Bei all den unterschiedlichen Klangfarben darf aber auch nicht Moritz Schulzes Lesung außer Acht gelassen werde. Sehr lebhaft, stürmisch und leidenschaftlich stellt er die Fragen in den Raum, was Musik eigentlich ist, was sie mit uns macht und wie sie sich entwickelt. Dabei liest er mit viel Elan ausgewählte Texte von Ernst Bloch, Charles Baudelaire und Rainer Maria Rilke vor, welche von dem Chefdramaturg des Deutschen Theaters Matthias Heid passend zusammengestellt wurden. Nach Fleischanderls erstem Stück, „Sinfonia da Salterio“, erzählt Schulze abenteuerlich mit den Worten von Charles Baudelaire, wie ihn „die Musik packt wie ein Meer, das ihn durchtönt.“ Dieses Gefühl hatten sicherlich auch viele der Zuschauerinnen und Zuschauer, die durch den Händelwein vollkommen in den Sog des Salterios gezogen wurden. Daraufhin erforscht Schulze, wie sich Musik weiter aufgebaut hat über verschiedene Epochen, wie sie schließlich individuell wurde und sich folglich mehrere Gattungen und Stimmlagen herausbildeten. Leider ist der Text, besonders der von Ernst Bloch, nach der Pause etwas langatmig geraten. Selbst Schulze musste sich durchkämpfen, meisterte dies aber mit Bravour. Nichtsdestotrotz versprühte Schulzes Lesung ein gewisses Flair. Der vorgelesene Text schuf eine geheimnisvolle, transzendente Atmosphäre, die wirklich zum Nachdenken anregte und damit Musik und Wein richtig gut vervollständigte.

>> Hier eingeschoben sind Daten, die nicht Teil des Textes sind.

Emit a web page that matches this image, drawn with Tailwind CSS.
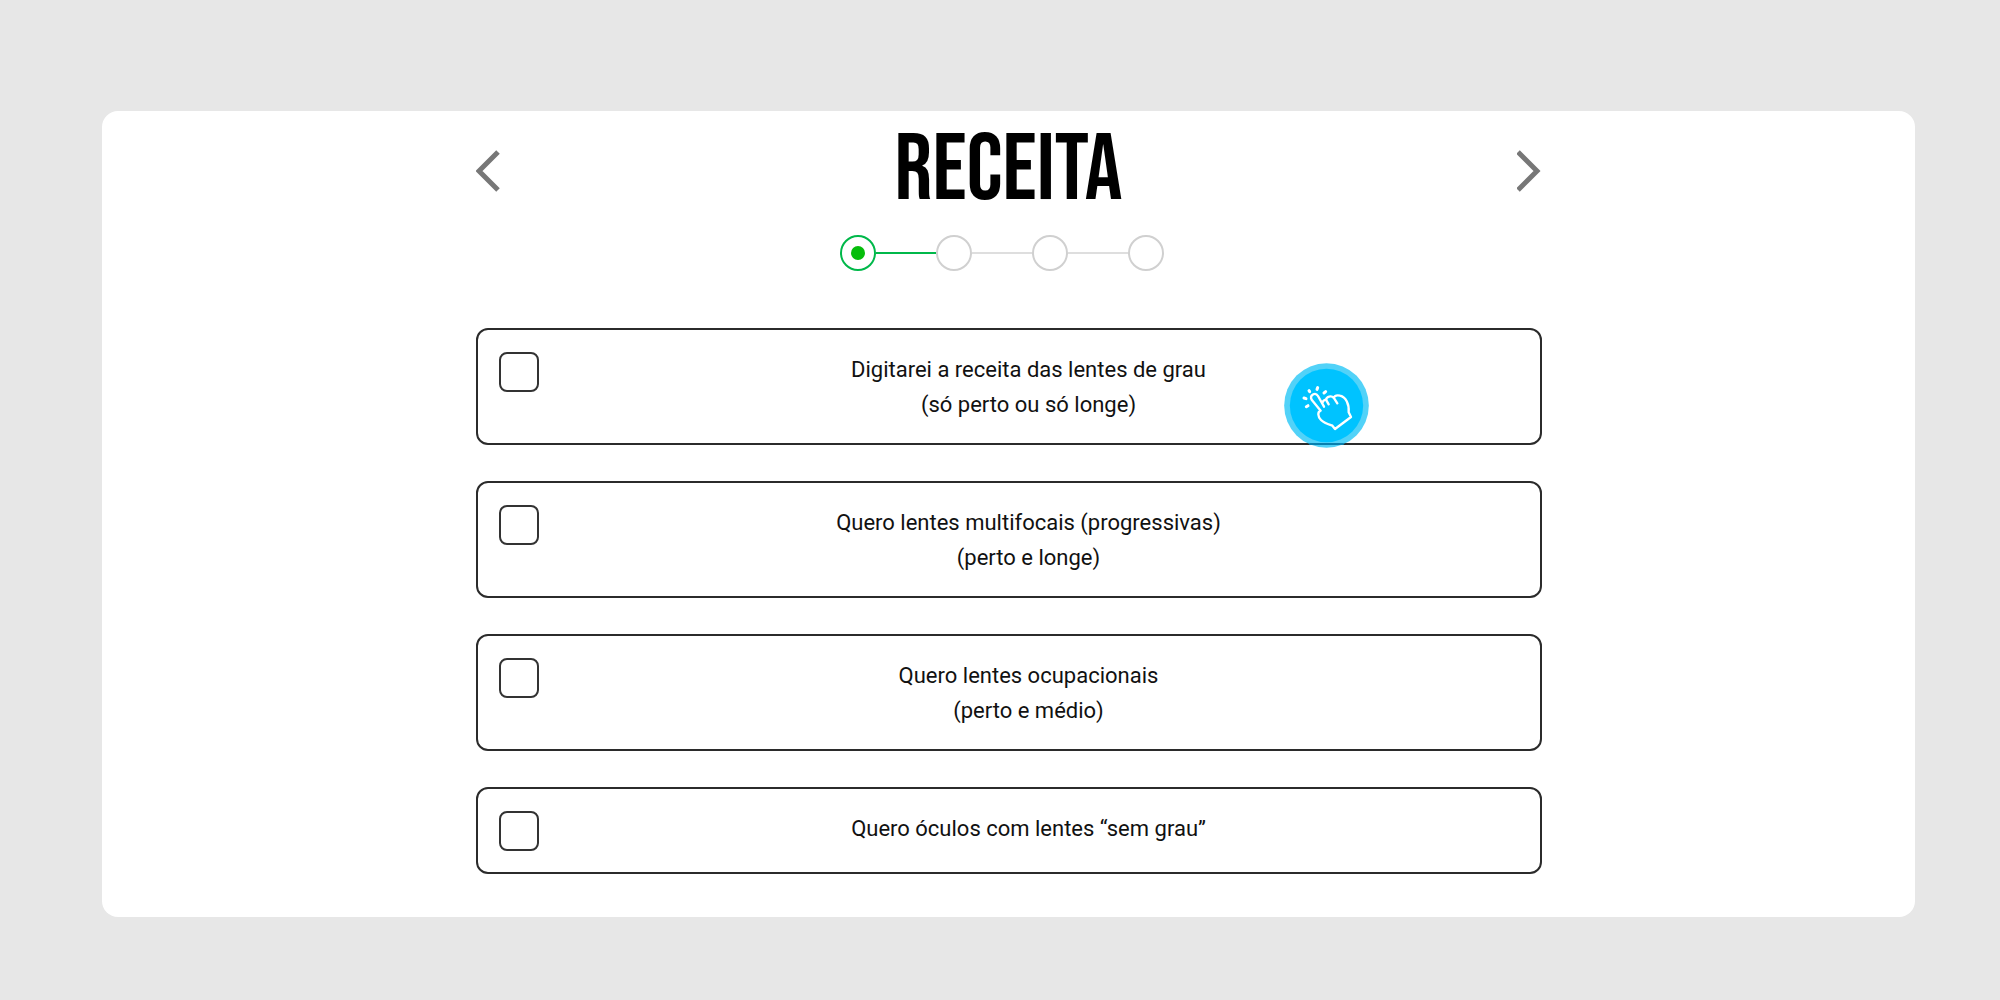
<!DOCTYPE html>
<html lang="pt-BR">
<head>
  <meta charset="UTF-8" />
  <meta name="viewport" content="width=device-width, initial-scale=1" />
  <title>Receita</title>
  <script src="https://cdn.jsdelivr.net/npm/@tailwindcss/browser@4"></script>
</head>
<body class="min-h-screen bg-[#e7e7e7] pt-[111px] pr-[85px] pb-[83px] pl-[102px] font-['Roboto',sans-serif] text-[#111]">

<main class="rounded-2xl bg-white px-6 pt-3 pb-[43px]">
  <div class="mx-auto max-w-[1066px]">

    <!-- Title and arrows -->
    <header class="flex h-24 items-center justify-between">
      <button type="button" aria-label="Voltar" class="cursor-pointer">
        <svg class="h-11 w-6" viewBox="0 0 24 44" fill="none" stroke="#777" stroke-width="5">
          <path d="M22 3L3 22L22 41"/>
        </svg>
      </button>
      <h1 class="font-['Bebas_Neue','Liberation_Sans_Narrow',sans-serif] text-[94px] leading-none font-normal text-black">RECEITA</h1>
      <button type="button" aria-label="Avançar" class="cursor-pointer">
        <svg class="h-11 w-6" viewBox="0 0 24 44" fill="none" stroke="#777" stroke-width="5">
          <path d="M1 3L20 22L1 41"/>
        </svg>
      </button>
    </header>

    <!-- Steps -->
    <ol class="mt-4 flex items-center justify-center pr-3.5" aria-label="Etapas">
      <li class="flex size-9 items-center justify-center rounded-full border-2 border-[#00b84a]" aria-current="step">
        <span class="size-3.5 rounded-full bg-[#06bd0b]"></span>
      </li>
      <li class="flex items-center">
        <span class="h-0.5 w-15 bg-[#00b84a]"></span>
        <span class="size-9 rounded-full border-2 border-[#d0d0d0]"></span>
      </li>
      <li class="flex items-center">
        <span class="h-0.5 w-15 bg-[#dedede]"></span>
        <span class="size-9 rounded-full border-2 border-[#d0d0d0]"></span>
      </li>
      <li class="flex items-center">
        <span class="h-0.5 w-15 bg-[#dedede]"></span>
        <span class="size-9 rounded-full border-2 border-[#d0d0d0]"></span>
      </li>
    </ol>

    <!-- Options -->
    <form class="mt-[57px] flex flex-col gap-9 text-center text-[22px] leading-[35px]">
      <label class="relative flex cursor-pointer items-start rounded-xl border-2 border-[#2b2b2b] px-[21px] pt-[22px] pb-[21px]">
        <input type="checkbox" name="receita" class="size-10 shrink-0 appearance-none rounded-lg border-2 border-[#333] checked:bg-[#06bd0b]" />
        <span class="flex-1">Digitarei a receita das lentes de grau<br>(só perto ou só longe)</span>
        <svg class="absolute top-[33px] right-[171px] size-[85px]" viewBox="72 70 255 255" fill="none" stroke="#fff" stroke-width="7" stroke-linecap="round" stroke-linejoin="round" aria-hidden="true">
          <circle cx="199.500" cy="197.500" r="127" fill="#00bdf5" fill-opacity=".68" stroke="none"/>
          <circle cx="199.500" cy="197.500" r="110" fill="#00c3ff" stroke="none"/>
          <path d="M148 313H251" stroke="#087fae" stroke-width="6" stroke-linecap="butt"/>
          <path d="M192 201L174 169C166 156 148 166 155 180L182 213C172 216 173 231 183 241C193 251 206 254 216 257L225 268L273 232L266 218C268 194 258 172 240 168C232 166 224 168 221 174C214 167 200 170 198 180C192 181 188 184 187 190"/>
          <path d="M198 180L206 194M221 174L232 191"/>
          <path d="M171 149L173 144M147 153L149 156M132 175L138 177M139 201L144 198M192 160L197 156" stroke-width="9"/>
        </svg>
      </label>

      <label class="flex cursor-pointer items-start rounded-xl border-2 border-[#2b2b2b] px-[21px] pt-[22px] pb-[21px]">
        <input type="checkbox" name="receita" class="size-10 shrink-0 appearance-none rounded-lg border-2 border-[#333] checked:bg-[#06bd0b]" />
        <span class="flex-1">Quero lentes multifocais (progressivas)<br>(perto e longe)</span>
      </label>

      <label class="flex cursor-pointer items-start rounded-xl border-2 border-[#2b2b2b] px-[21px] pt-[22px] pb-[21px]">
        <input type="checkbox" name="receita" class="size-10 shrink-0 appearance-none rounded-lg border-2 border-[#333] checked:bg-[#06bd0b]" />
        <span class="flex-1">Quero lentes ocupacionais<br>(perto e médio)</span>
      </label>

      <label class="flex cursor-pointer items-start rounded-xl border-2 border-[#2b2b2b] px-[21px] pt-[22px] pb-[21px]">
        <input type="checkbox" name="receita" class="size-10 shrink-0 appearance-none rounded-lg border-2 border-[#333] checked:bg-[#06bd0b]" />
        <span class="flex-1">Quero óculos com lentes “sem grau”</span>
      </label>
    </form>

  </div>
</main>

</body>
</html>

Auch in diesem Jahr bot Bremers Weinkellerei am Wall mit »Lesung, Wein & Musik« ein außergewöhnlich gutes Fest für die Ohren. Mit ihren verschiedenen Spieltechniken erzeugte Franziska Fleischanderl ein richtiges Klangfarbenspektakel und bewies, dass sie eine wahre Koryphäe des Salterios ist. Eine fast verloren geglaubte Perle der Barockmusik neu zu entdecken und in voller Pracht zu hören, war einfach ein besonderes Erlebnis. Auch die sehr lebhafte und aufregende Lesung von Moritz Schulze wusste zu überzeugen und machte das Event zu einem runden Gesamtpaket.